Dataset items:
= = =
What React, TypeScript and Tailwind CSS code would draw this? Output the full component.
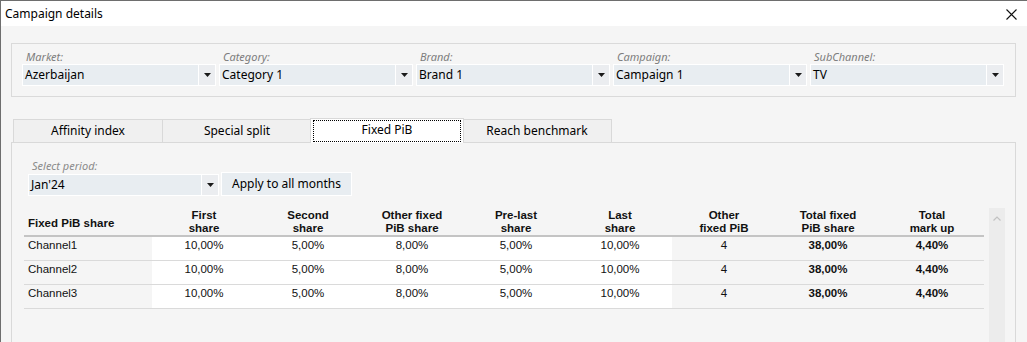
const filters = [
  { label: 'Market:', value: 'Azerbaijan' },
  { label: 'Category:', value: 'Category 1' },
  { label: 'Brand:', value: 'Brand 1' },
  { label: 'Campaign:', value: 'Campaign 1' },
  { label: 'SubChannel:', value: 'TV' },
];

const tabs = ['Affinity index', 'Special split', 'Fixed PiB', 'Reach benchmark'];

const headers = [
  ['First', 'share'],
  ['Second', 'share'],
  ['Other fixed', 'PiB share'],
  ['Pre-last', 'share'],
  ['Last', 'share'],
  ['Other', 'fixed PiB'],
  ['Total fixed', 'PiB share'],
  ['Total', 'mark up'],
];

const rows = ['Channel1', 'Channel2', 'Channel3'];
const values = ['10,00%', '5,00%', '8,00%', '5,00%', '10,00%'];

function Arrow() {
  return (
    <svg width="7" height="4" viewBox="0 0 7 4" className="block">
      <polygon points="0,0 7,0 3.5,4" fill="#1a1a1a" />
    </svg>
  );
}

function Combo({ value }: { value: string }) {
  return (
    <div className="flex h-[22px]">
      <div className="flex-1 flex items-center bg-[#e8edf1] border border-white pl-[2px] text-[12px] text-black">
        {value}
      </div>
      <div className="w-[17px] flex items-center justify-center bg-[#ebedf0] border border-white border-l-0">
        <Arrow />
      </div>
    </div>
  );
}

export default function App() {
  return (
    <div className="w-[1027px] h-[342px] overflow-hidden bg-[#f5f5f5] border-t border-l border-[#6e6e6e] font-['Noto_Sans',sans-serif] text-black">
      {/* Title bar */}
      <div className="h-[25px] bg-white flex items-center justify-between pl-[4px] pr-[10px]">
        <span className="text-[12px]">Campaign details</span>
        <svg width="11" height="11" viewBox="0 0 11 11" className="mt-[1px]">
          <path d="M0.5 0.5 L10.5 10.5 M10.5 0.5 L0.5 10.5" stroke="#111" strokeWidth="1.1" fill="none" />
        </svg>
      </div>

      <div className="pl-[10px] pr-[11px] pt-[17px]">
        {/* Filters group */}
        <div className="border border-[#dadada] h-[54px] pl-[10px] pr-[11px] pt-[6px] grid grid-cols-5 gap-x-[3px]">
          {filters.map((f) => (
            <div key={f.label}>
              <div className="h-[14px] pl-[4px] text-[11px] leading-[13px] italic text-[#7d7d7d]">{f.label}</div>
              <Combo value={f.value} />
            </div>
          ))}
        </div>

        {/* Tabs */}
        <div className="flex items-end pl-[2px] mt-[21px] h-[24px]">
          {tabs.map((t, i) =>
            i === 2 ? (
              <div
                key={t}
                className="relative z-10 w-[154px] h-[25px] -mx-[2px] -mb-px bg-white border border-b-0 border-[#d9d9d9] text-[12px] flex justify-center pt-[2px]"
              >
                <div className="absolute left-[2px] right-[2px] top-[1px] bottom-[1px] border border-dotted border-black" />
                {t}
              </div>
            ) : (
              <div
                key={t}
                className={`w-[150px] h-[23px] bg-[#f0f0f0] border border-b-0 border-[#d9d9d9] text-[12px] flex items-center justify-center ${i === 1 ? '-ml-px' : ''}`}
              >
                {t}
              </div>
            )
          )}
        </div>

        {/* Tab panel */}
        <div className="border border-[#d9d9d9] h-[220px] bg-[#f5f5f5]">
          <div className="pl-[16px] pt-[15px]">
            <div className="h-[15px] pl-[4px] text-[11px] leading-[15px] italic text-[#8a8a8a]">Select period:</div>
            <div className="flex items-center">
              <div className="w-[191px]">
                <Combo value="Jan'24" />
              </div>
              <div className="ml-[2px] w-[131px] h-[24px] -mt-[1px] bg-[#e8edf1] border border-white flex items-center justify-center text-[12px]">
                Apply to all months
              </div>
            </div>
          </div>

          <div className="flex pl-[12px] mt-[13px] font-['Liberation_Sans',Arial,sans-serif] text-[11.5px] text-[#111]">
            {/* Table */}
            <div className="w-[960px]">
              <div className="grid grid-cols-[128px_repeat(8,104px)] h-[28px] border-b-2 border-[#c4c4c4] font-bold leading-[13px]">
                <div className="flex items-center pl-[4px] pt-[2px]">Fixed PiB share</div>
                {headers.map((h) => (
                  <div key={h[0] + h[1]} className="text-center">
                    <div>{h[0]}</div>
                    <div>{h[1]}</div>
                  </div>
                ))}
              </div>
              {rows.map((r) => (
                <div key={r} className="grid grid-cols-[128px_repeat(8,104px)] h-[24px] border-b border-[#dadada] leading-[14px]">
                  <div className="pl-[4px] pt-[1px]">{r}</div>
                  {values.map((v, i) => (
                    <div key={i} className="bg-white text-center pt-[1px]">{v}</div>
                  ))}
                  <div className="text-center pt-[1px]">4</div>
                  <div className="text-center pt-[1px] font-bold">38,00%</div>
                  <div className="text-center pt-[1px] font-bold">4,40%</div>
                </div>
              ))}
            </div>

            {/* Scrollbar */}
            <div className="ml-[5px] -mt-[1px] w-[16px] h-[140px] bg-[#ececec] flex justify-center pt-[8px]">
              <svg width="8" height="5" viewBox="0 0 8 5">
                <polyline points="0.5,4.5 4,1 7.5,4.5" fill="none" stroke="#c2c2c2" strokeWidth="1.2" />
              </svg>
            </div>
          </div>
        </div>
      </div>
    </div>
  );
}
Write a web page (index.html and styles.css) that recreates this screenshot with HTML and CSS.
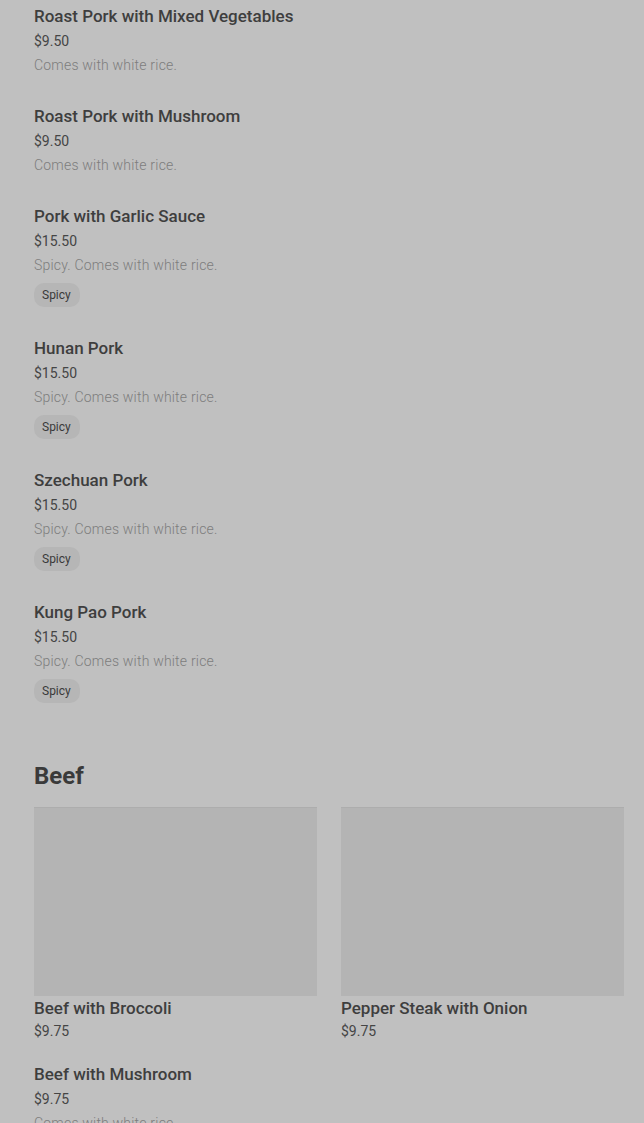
= = =
Restate word for word only the lines from where the entries begin through the one with "const tabs = ['Affinity"; omit the pictures.

What React, TypeScript and Tailwind CSS code would draw this? Output the full component.
const filters = [
  { label: 'Market:', value: 'Azerbaijan' },
  { label: 'Category:', value: 'Category 1' },
  { label: 'Brand:', value: 'Brand 1' },
  { label: 'Campaign:', value: 'Campaign 1' },
  { label: 'SubChannel:', value: 'TV' },
];

const tabs = ['Affinity index', 'Special split', 'Fixed PiB', 'Reach benchmark'];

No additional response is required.